Sally Secardin : C’est une classe très dynamique, avec des élèves curieux et vifs d’esprit. On ne pouvait absolument pas prévoir à l’avance leurs réactions par rapport à l’archéologie. Dès la première séance, certains ont posé des questions très pointues. Quelle est la différence entre l’archéologie funéraire et la profanation de tombes ? Si, au cours d’un diagnostic, on n’étudie que 10% du terrain, est-ce qu’on ne risque pas de passer à côté d’une découverte? Et que se passe-t-il si on construit une maison sur les vestiges archéologiques ? Il y a eu aussi toute une discussion sur la propriété des objets archéologiques et sur le « trésor ». Qu’est-ce que le trésor ? Un bien matériel ou immatériel ? Est-ce que l’archéologie, ce n’est pas une dépense de beaucoup d’argent pour rien ? Et si l’archéologue ne trouve rien, est-ce qu’il est payé ? Il a fallu longuement expliquer que l’archéologue était payé non pour trouver mais pour chercher.
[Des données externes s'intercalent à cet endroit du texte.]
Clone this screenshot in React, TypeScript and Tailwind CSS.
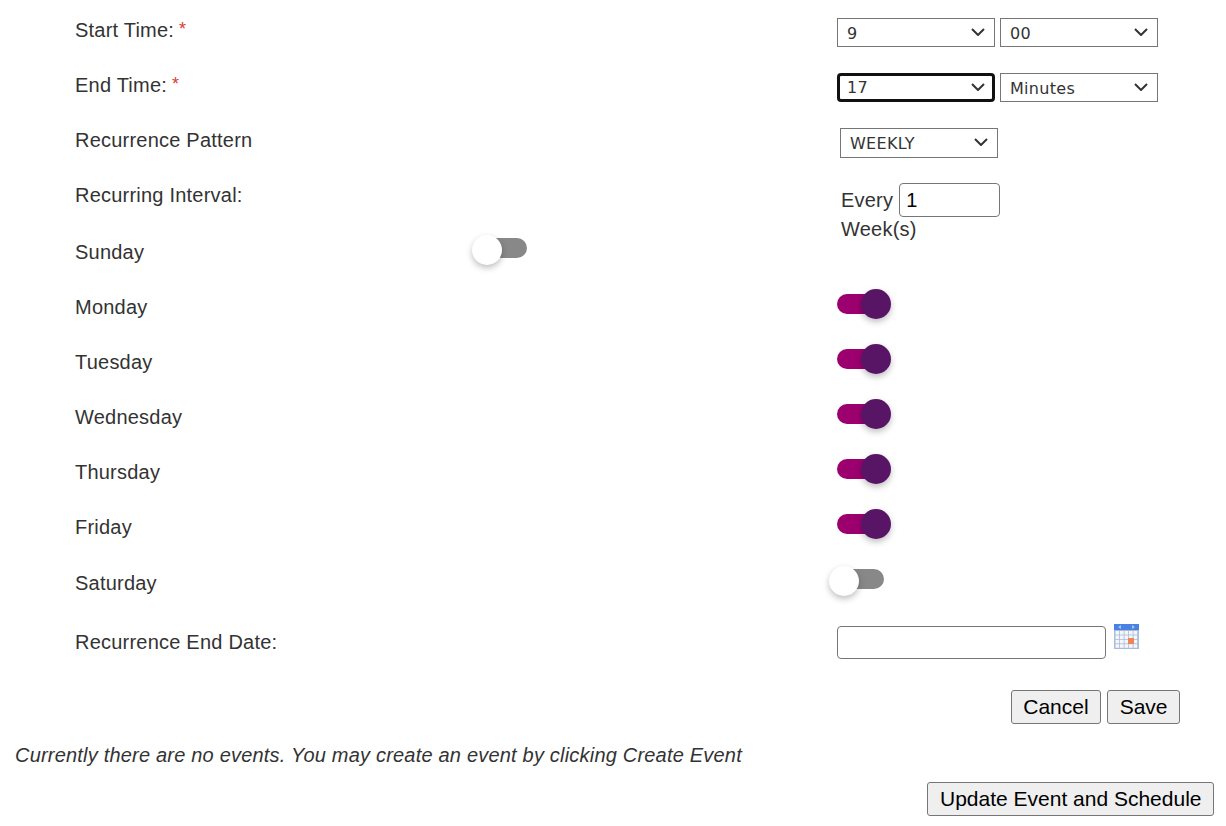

Héloïse Mathat : Nous avons aussi eu des discussions sur l’interprétation, sur le vrai, le faux et la preuve scientifique. Par chance, il y avait une documentation : il était possible de confronter la recherche archéologique des élèves avec un plan de l’usine et des textes du XIXe siècle. Cela a montré aux élèves que l’on ne peut pas se baser uniquement sur de l’écrit, car ces textes ne suffisaient pas. Lors de la dernière séance, en classe, nous avons essayé de leur faire comprendre ce raisonnement en partant d’objets du présent. Pour expliquer la démarche scientifique de l’archéologue, nous avons fait comme si notre civilisation avait disparu et qu’ils étaient des archéologues du futur devant décrire ces objets. C’était très difficile au début et puis les enfants se sont mis à la place de ces archéologues du futur et ont proposé des interprétations sur les fonctions possibles d’objets en faisant abstraction de leur contexte actuel. Et il y a eu un élève qui a demandé : comment est-ce que les archéologues peuvent être sûrs, alors qu’il n’y a pas de certitude complète ? C’était une question assez bluffante et nous avons répondu que c’était justement pour cela que l’on devait étudier beaucoup de données différentes, les confronter, les comparer, les analyser, bref, faire de la recherche archéologique.